In 1980 I moved from Brooklyn, New York to Santa Fe. Searching for a place to live I felt an immediate connection with the area, and so with my family moved into the Guadalupe Barrio, and, at the same time I started Scheinbaum & Russek, a gallery of photography on Don Felix Street with my husband David Scheinbaum. Having come from Brooklyn, NY where gentrification was slowly taking over neighborhood by neighborhood, I recognized that Santa Fe was on the brink of change. It was growing rapidly with many people like myself moving here, embracing the culture. Santa Fe was especially a draw for photographers with its reputation for both welcoming artists and the very special “light” that Santa Fe is known for.
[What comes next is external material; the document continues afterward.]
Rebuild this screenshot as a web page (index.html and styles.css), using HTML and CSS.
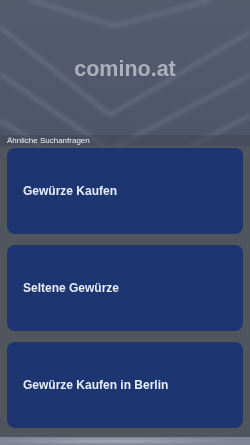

I recognized that I was part of the change and I started photographing. My first images were of the houses and streets. I hadn’t considered photographing the people in the neighborhood until one day a young girl of 7 years came to the gallery door and asked if I could take her picture. She knew we had something to do with photography and she wanted to send a photograph of herself to her siblings so they could see how she had grown. She touched my heart immensely. Thus began a wonderful journey of photographing the children in the neighborhood. I had a little wooden bench on our porch backed by an adobe wall. It became the perfect outdoor studio, along with the many wooden fences and backyards.
These photographs were first exhibited when the Jean Cocteau Theater opened in 1983. . It is hard to believe so many years have gone by, yet I am reminded of it when I see the children I photographed who are now in their 30’s and early 40’s. The houses and streets look somewhat the same and the feeling of a close-knit neighborhood is still there. I am grateful for the time I lived there.
I am pleased to see the Jean Cocteau opening after all these years thank to the efforts of George R. R. Martin and Jon Bowman and honored to have these images exhibited here again.